-- START --

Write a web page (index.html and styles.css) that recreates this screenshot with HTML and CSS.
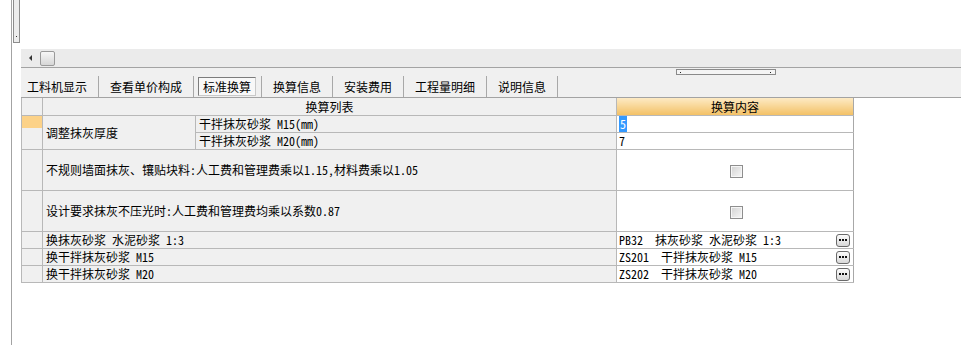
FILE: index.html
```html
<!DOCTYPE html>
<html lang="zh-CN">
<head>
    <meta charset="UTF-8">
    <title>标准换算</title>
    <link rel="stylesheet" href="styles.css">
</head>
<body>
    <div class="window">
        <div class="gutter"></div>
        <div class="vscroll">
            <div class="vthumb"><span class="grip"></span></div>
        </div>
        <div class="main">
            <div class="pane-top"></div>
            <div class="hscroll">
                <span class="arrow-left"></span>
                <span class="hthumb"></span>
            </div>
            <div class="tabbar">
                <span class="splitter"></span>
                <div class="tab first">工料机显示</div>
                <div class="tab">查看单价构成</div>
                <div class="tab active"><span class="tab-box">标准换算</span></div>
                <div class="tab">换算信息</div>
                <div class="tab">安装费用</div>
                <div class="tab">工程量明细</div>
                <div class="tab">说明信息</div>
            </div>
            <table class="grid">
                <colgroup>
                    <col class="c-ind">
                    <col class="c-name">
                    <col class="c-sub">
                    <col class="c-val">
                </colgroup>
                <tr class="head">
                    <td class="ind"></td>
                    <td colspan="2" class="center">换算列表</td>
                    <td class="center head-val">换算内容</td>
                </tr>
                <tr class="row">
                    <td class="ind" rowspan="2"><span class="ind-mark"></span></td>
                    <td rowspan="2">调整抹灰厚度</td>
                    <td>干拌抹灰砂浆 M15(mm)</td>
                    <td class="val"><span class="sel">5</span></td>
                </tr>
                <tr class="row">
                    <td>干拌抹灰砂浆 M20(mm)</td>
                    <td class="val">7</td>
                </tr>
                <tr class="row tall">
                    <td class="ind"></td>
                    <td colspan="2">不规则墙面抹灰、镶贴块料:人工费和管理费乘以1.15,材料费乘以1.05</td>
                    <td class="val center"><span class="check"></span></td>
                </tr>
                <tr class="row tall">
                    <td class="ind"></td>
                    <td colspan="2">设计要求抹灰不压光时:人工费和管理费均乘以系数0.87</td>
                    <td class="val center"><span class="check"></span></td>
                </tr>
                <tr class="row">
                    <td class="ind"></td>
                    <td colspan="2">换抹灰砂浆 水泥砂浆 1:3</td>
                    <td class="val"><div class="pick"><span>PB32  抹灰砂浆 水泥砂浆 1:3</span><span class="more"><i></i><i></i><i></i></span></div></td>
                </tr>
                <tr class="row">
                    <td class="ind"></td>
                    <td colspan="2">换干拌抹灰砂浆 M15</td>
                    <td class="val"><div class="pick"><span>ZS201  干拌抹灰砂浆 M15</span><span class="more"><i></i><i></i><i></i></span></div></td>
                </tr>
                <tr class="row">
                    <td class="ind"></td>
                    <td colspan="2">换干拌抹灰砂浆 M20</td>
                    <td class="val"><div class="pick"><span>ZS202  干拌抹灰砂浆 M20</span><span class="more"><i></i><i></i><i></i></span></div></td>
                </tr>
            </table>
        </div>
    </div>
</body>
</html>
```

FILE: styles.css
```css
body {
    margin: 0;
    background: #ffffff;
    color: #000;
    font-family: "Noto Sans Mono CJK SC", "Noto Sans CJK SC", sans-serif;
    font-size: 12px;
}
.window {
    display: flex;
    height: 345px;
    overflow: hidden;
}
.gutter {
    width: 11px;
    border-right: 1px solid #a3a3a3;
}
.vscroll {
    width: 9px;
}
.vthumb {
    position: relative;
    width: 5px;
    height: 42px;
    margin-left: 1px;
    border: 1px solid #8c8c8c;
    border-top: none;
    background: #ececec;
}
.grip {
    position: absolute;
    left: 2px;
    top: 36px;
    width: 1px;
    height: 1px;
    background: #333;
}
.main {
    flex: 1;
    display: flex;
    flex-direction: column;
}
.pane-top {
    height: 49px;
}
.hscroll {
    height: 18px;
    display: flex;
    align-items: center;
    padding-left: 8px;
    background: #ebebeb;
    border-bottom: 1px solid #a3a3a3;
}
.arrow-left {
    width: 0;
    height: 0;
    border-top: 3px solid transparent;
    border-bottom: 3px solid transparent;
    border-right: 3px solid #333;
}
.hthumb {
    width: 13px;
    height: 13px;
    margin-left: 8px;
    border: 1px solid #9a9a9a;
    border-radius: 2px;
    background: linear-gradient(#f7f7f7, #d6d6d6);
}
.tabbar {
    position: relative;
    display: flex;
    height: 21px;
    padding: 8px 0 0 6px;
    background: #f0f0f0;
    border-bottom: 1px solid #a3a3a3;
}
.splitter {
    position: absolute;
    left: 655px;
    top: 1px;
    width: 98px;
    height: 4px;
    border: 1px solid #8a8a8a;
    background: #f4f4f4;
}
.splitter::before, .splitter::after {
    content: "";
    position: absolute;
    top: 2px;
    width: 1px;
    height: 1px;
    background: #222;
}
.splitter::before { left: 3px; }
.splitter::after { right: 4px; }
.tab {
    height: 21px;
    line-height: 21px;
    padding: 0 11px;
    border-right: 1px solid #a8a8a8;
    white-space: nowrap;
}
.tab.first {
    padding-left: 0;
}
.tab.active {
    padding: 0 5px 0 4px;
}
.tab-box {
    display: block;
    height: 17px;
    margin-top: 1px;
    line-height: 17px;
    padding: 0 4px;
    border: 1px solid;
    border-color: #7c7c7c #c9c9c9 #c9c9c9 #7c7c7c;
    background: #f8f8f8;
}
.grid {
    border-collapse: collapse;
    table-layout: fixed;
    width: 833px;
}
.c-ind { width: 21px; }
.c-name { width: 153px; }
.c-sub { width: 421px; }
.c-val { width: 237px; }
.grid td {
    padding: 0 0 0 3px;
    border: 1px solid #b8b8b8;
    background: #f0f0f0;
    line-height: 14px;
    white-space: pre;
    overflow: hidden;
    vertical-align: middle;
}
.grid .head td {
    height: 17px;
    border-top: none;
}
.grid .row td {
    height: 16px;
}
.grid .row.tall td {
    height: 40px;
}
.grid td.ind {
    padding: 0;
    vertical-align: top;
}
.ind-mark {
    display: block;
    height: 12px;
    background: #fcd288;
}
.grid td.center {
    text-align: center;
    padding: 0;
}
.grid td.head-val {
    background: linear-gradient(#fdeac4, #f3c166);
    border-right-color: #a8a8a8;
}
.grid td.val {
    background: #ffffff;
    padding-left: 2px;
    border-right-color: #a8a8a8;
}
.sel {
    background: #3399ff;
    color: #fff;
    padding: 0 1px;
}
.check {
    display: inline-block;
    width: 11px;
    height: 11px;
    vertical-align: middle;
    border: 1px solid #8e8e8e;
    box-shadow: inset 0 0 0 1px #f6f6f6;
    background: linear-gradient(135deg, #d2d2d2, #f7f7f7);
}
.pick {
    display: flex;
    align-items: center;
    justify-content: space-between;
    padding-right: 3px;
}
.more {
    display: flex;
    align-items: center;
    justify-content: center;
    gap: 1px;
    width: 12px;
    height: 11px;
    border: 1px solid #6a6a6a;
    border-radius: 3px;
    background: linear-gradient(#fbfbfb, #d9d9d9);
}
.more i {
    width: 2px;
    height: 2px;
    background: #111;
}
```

-- END --

## What this task involves
Give every line above again exactly, with no pictures.

## Problem solution
Write a web page (index.html and styles.css) that recreates this screenshot with HTML and CSS.
FILE: index.html
```html
<!DOCTYPE html>
<html lang="zh-CN">
<head>
    <meta charset="UTF-8">
    <title>标准换算</title>
    <link rel="stylesheet" href="styles.css">
</head>
<body>
    <div class="window">
        <div class="gutter"></div>
        <div class="vscroll">
            <div class="vthumb"><span class="grip"></span></div>
        </div>
        <div class="main">
            <div class="pane-top"></div>
            <div class="hscroll">
                <span class="arrow-left"></span>
                <span class="hthumb"></span>
            </div>
            <div class="tabbar">
                <span class="splitter"></span>
                <div class="tab first">工料机显示</div>
                <div class="tab">查看单价构成</div>
                <div class="tab active"><span class="tab-box">标准换算</span></div>
                <div class="tab">换算信息</div>
                <div class="tab">安装费用</div>
                <div class="tab">工程量明细</div>
                <div class="tab">说明信息</div>
            </div>
            <table class="grid">
                <colgroup>
                    <col class="c-ind">
                    <col class="c-name">
                    <col class="c-sub">
                    <col class="c-val">
                </colgroup>
                <tr class="head">
                    <td class="ind"></td>
                    <td colspan="2" class="center">换算列表</td>
                    <td class="center head-val">换算内容</td>
                </tr>
                <tr class="row">
                    <td class="ind" rowspan="2"><span class="ind-mark"></span></td>
                    <td rowspan="2">调整抹灰厚度</td>
                    <td>干拌抹灰砂浆 M15(mm)</td>
                    <td class="val"><span class="sel">5</span></td>
                </tr>
                <tr class="row">
                    <td>干拌抹灰砂浆 M20(mm)</td>
                    <td class="val">7</td>
                </tr>
                <tr class="row tall">
                    <td class="ind"></td>
                    <td colspan="2">不规则墙面抹灰、镶贴块料:人工费和管理费乘以1.15,材料费乘以1.05</td>
                    <td class="val center"><span class="check"></span></td>
                </tr>
                <tr class="row tall">
                    <td class="ind"></td>
                    <td colspan="2">设计要求抹灰不压光时:人工费和管理费均乘以系数0.87</td>
                    <td class="val center"><span class="check"></span></td>
                </tr>
                <tr class="row">
                    <td class="ind"></td>
                    <td colspan="2">换抹灰砂浆 水泥砂浆 1:3</td>
                    <td class="val"><div class="pick"><span>PB32  抹灰砂浆 水泥砂浆 1:3</span><span class="more"><i></i><i></i><i></i></span></div></td>
                </tr>
                <tr class="row">
                    <td class="ind"></td>
                    <td colspan="2">换干拌抹灰砂浆 M15</td>
                    <td class="val"><div class="pick"><span>ZS201  干拌抹灰砂浆 M15</span><span class="more"><i></i><i></i><i></i></span></div></td>
                </tr>
                <tr class="row">
                    <td class="ind"></td>
                    <td colspan="2">换干拌抹灰砂浆 M20</td>
                    <td class="val"><div class="pick"><span>ZS202  干拌抹灰砂浆 M20</span><span class="more"><i></i><i></i><i></i></span></div></td>
                </tr>
            </table>
        </div>
    </div>
</body>
</html>
```

FILE: styles.css
```css
body {
    margin: 0;
    background: #ffffff;
    color: #000;
    font-family: "Noto Sans Mono CJK SC", "Noto Sans CJK SC", sans-serif;
    font-size: 12px;
}
.window {
    display: flex;
    height: 345px;
    overflow: hidden;
}
.gutter {
    width: 11px;
    border-right: 1px solid #a3a3a3;
}
.vscroll {
    width: 9px;
}
.vthumb {
    position: relative;
    width: 5px;
    height: 42px;
    margin-left: 1px;
    border: 1px solid #8c8c8c;
    border-top: none;
    background: #ececec;
}
.grip {
    position: absolute;
    left: 2px;
    top: 36px;
    width: 1px;
    height: 1px;
    background: #333;
}
.main {
    flex: 1;
    display: flex;
    flex-direction: column;
}
.pane-top {
    height: 49px;
}
.hscroll {
    height: 18px;
    display: flex;
    align-items: center;
    padding-left: 8px;
    background: #ebebeb;
    border-bottom: 1px solid #a3a3a3;
}
.arrow-left {
    width: 0;
    height: 0;
    border-top: 3px solid transparent;
    border-bottom: 3px solid transparent;
    border-right: 3px solid #333;
}
.hthumb {
    width: 13px;
    height: 13px;
    margin-left: 8px;
    border: 1px solid #9a9a9a;
    border-radius: 2px;
    background: linear-gradient(#f7f7f7, #d6d6d6);
}
.tabbar {
    position: relative;
    display: flex;
    height: 21px;
    padding: 8px 0 0 6px;
    background: #f0f0f0;
    border-bottom: 1px solid #a3a3a3;
}
.splitter {
    position: absolute;
    left: 655px;
    top: 1px;
    width: 98px;
    height: 4px;
    border: 1px solid #8a8a8a;
    background: #f4f4f4;
}
.splitter::before, .splitter::after {
    content: "";
    position: absolute;
    top: 2px;
    width: 1px;
    height: 1px;
    background: #222;
}
.splitter::before { left: 3px; }
.splitter::after { right: 4px; }
.tab {
    height: 21px;
    line-height: 21px;
    padding: 0 11px;
    border-right: 1px solid #a8a8a8;
    white-space: nowrap;
}
.tab.first {
    padding-left: 0;
}
.tab.active {
    padding: 0 5px 0 4px;
}
.tab-box {
    display: block;
    height: 17px;
    margin-top: 1px;
    line-height: 17px;
    padding: 0 4px;
    border: 1px solid;
    border-color: #7c7c7c #c9c9c9 #c9c9c9 #7c7c7c;
    background: #f8f8f8;
}
.grid {
    border-collapse: collapse;
    table-layout: fixed;
    width: 833px;
}
.c-ind { width: 21px; }
.c-name { width: 153px; }
.c-sub { width: 421px; }
.c-val { width: 237px; }
.grid td {
    padding: 0 0 0 3px;
    border: 1px solid #b8b8b8;
    background: #f0f0f0;
    line-height: 14px;
    white-space: pre;
    overflow: hidden;
    vertical-align: middle;
}
.grid .head td {
    height: 17px;
    border-top: none;
}
.grid .row td {
    height: 16px;
}
.grid .row.tall td {
    height: 40px;
}
.grid td.ind {
    padding: 0;
    vertical-align: top;
}
.ind-mark {
    display: block;
    height: 12px;
    background: #fcd288;
}
.grid td.center {
    text-align: center;
    padding: 0;
}
.grid td.head-val {
    background: linear-gradient(#fdeac4, #f3c166);
    border-right-color: #a8a8a8;
}
.grid td.val {
    background: #ffffff;
    padding-left: 2px;
    border-right-color: #a8a8a8;
}
.sel {
    background: #3399ff;
    color: #fff;
    padding: 0 1px;
}
.check {
    display: inline-block;
    width: 11px;
    height: 11px;
    vertical-align: middle;
    border: 1px solid #8e8e8e;
    box-shadow: inset 0 0 0 1px #f6f6f6;
    background: linear-gradient(135deg, #d2d2d2, #f7f7f7);
}
.pick {
    display: flex;
    align-items: center;
    justify-content: space-between;
    padding-right: 3px;
}
.more {
    display: flex;
    align-items: center;
    justify-content: center;
    gap: 1px;
    width: 12px;
    height: 11px;
    border: 1px solid #6a6a6a;
    border-radius: 3px;
    background: linear-gradient(#fbfbfb, #d9d9d9);
}
.more i {
    width: 2px;
    height: 2px;
    background: #111;
}
```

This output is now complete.